Thursday, 20 March 2014

Toby Alone, The Last Wild and reading aloud

Bill's off school today. He's a bit ill but not very ill. So far he's gouged some eye holes out a large cardboard box, done some posing and ambushing with the pressure washer hose gun, mucked about with Lego, flicked through the Guinness Book of Records and is now lying on the carpet moaning gently- mostly for effect.
It's probably time I read him some more story to accompany his moans.
There's been a bit of discussion/blogging recently about whether and when children grow out of being read to. I was delighted to see via the comments section on this great post by Clara Vulliamy that the consensus seems to be never. Clara herself read 'War and Peace' out loud to her son. This deserves Special Mentions and Ribbons in the roll call of reading out loud Honours I think.
I have banged on about this before but I want to bang on about it again- reading to a 9 year old is different to reading to a 4 year old (which is different to reading to a baby of course) but has even richer rewards. You get to go deep over days or weeks into another place, you get to milk cliffhangers, you get to experience proper big exciting stuff together. You may even get to make you both cry. It's all good.

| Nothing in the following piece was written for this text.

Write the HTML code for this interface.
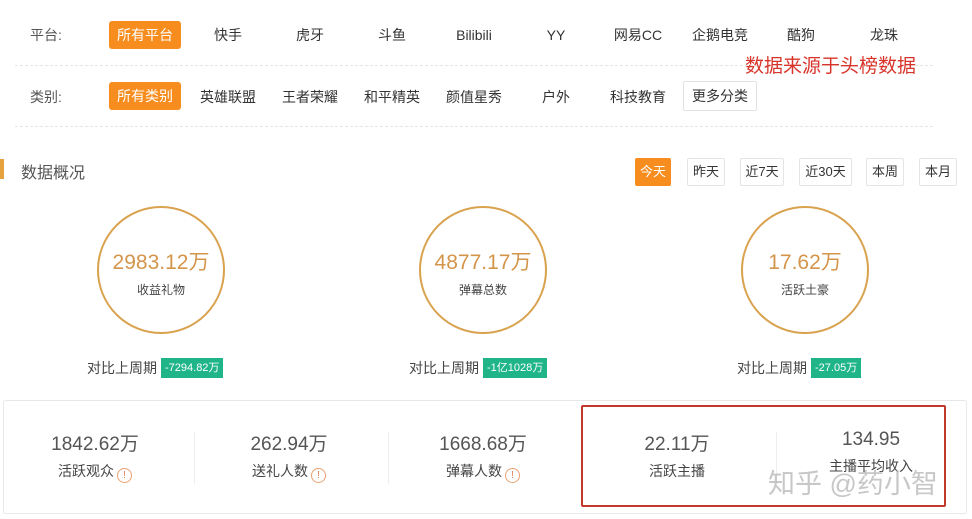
<!DOCTYPE html>
<html><head><meta charset="utf-8"><style>
*{margin:0;padding:0;box-sizing:border-box}
body{width:972px;height:519px;background:#fff;font-family:"Liberation Sans","Noto Sans CJK SC",sans-serif;color:#333;position:relative;overflow:hidden}
.a{position:absolute;white-space:nowrap}
.t{font-size:14px;color:#333;transform:translateX(-50%);line-height:20px}
.on{background:#f68d1e;color:#fff;border-radius:3px;padding:4px 8px;transform:none}
.dash{position:absolute;left:15px;width:918px;border-top:1px dashed #e6e6e6}
.btn{position:absolute;top:158px;height:28px;border:1px solid #e5e5e5;border-radius:2px;font-size:13px;line-height:26px;text-align:center;color:#333}
.circ{position:absolute;width:128px;height:128px;border:2px solid #d9a24e;border-radius:50%;text-align:center}
.circ b{display:block;font-weight:normal;font-size:21px;color:#d4954a;margin-top:38px}
.circ i{display:block;font-style:normal;font-size:12px;color:#444;margin-top:5px}
.cmp{position:absolute;top:358px;font-size:14px;color:#444;line-height:20px}
.tag{display:inline-block;background:#1fb589;color:#fff;font-size:11px;padding:0 4px;height:20px;line-height:20px;margin-left:4px;vertical-align:top}
.st{position:absolute;top:429px;text-align:center;width:190px}
.st b{display:block;font-weight:normal;font-size:19px;color:#555}
.st i{display:block;font-style:normal;font-size:14px;color:#444;margin-top:5px}
.ex{display:inline-block;width:15px;height:15px;border:1px solid #e8a070;border-radius:50%;font-size:10px;line-height:13px;color:#e08050;vertical-align:-2px;margin-left:3px}
.sep{position:absolute;top:432px;height:52px;border-left:1px solid #eee}
</style></head><body>
<div class="a" style="left:30px;top:25px;font-size:14px;color:#555">平台:</div>
<div class="a on" style="left:109px;top:21px;font-size:14px;line-height:20px">所有平台</div>
<div class="a t" style="left:228px;top:25px">快手</div>
<div class="a t" style="left:310px;top:25px">虎牙</div>
<div class="a t" style="left:392px;top:25px">斗鱼</div>
<div class="a t" style="left:474px;top:25px">Bilibili</div>
<div class="a t" style="left:556px;top:25px">YY</div>
<div class="a t" style="left:638px;top:25px">网易CC</div>
<div class="a t" style="left:720px;top:25px">企鹅电竞</div>
<div class="a t" style="left:801px;top:25px">酷狗</div>
<div class="a t" style="left:884px;top:25px">龙珠</div>
<div class="dash" style="top:65px"></div>
<div class="a" style="left:745px;top:51px;font-size:19px;color:#d8342a">数据来源于头榜数据</div>
<div class="a" style="left:30px;top:87px;font-size:14px;color:#555">类别:</div>
<div class="a on" style="left:109px;top:82px;font-size:14px;line-height:20px">所有类别</div>
<div class="a t" style="left:228px;top:87px">英雄联盟</div>
<div class="a t" style="left:310px;top:87px">王者荣耀</div>
<div class="a t" style="left:392px;top:87px">和平精英</div>
<div class="a t" style="left:474px;top:87px">颜值星秀</div>
<div class="a t" style="left:556px;top:87px">户外</div>
<div class="a t" style="left:638px;top:87px">科技教育</div>
<div class="a" style="left:683px;top:81px;width:74px;height:30px;border:1px solid #e2e2e2;border-radius:2px;font-size:14px;line-height:28px;text-align:center">更多分类</div>
<div class="dash" style="top:126px"></div>
<div class="a" style="left:0;top:159px;width:4px;height:20px;background:#e6a23c"></div>
<div class="a" style="left:21px;top:159px;font-size:16px;color:#555">数据概况</div>
<div class="btn" style="left:635px;width:36px;background:#f68d1e;border-color:#f68d1e;color:#fff">今天</div>
<div class="btn" style="left:687px;width:38px">昨天</div>
<div class="btn" style="left:740px;width:44px">近7天</div>
<div class="btn" style="left:799px;width:53px">近30天</div>
<div class="btn" style="left:866px;width:38px">本周</div>
<div class="btn" style="left:919px;width:38px">本月</div>
<div class="circ" style="left:97px;top:206px"><b>2983.12万</b><i>收益礼物</i></div>
<div class="circ" style="left:419px;top:206px"><b>4877.17万</b><i>弹幕总数</i></div>
<div class="circ" style="left:741px;top:206px"><b>17.62万</b><i>活跃土豪</i></div>
<div class="cmp" style="left:87px">对比上周期<span class="tag">-7294.82万</span></div>
<div class="cmp" style="left:409px">对比上周期<span class="tag">-1亿1028万</span></div>
<div class="cmp" style="left:737px">对比上周期<span class="tag">-27.05万</span></div>
<div class="a" style="left:3px;top:400px;width:964px;height:114px;border:1px solid #e8e8e8;border-radius:3px"></div>
<div class="sep" style="left:194px"></div>
<div class="sep" style="left:388px"></div>
<div class="sep" style="left:582px"></div>
<div class="sep" style="left:776px"></div>
<div class="st" style="left:0px"><b>1842.62万</b><i>活跃观众<span class="ex">!</span></i></div>
<div class="st" style="left:194px"><b>262.94万</b><i>送礼人数<span class="ex">!</span></i></div>
<div class="st" style="left:388px"><b>1668.68万</b><i>弹幕人数<span class="ex">!</span></i></div>
<div class="st" style="left:582px"><b>22.11万</b><i>活跃主播</i></div>
<div class="st" style="left:776px"><b>134.95</b><i>主播平均收入</i></div>
<div class="a" style="left:581px;top:405px;width:365px;height:102px;border:2px solid #c0392b;border-radius:2px"></div>
<div class="a" style="left:768px;top:462px;font-size:27px;color:rgba(180,180,180,.75)">知乎 @药小智</div>
</body></html>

The last book we read was 'Toby Alone' by Timothee de Fombelle. This definitely had moments for all of the above in spades. Translated from the French I knew this book had fans among some Twitter friends but both Bill and I came to it fresh. That's the best way I think- neither of you quite knowing what's going to happen next. Bill wouldn't have the patience to manage 'Toby Alone' on his own yet. The narrative shifts time frame confusingly and some of the language is a little laboured (although that may be due to translation). There are also a lot of trickily named characters that take a bit of learning. Not a bad stand in for working up to reading 'War and Peace' perhaps then? It's also not a bad stand in for that book in being a dizzyingly good piece of world creation with a gripping story to tell.

The world created here is 'The Tree'; a nation state whose self-sufficient millimetre tall inhabitants are uncertain and distrustful of what lies beyond their branches. The story has lessons to teach about the environment, the management of natural resources and also about the dangers of nationalism and totalitarianism. This could be overly-didactic but isn't- thanks to the central story of on-the-run 13yr old Toby and the life-threatening danger he more or less constantly finds himself in. We both loved it; particularly the even-smaller then the Borrowers world scale: A puddle in the crook of a branch becomes a vast  lake, insect grubs - farm animals, a mosquito - a monstrous assailant to fight. A book both serious and charming.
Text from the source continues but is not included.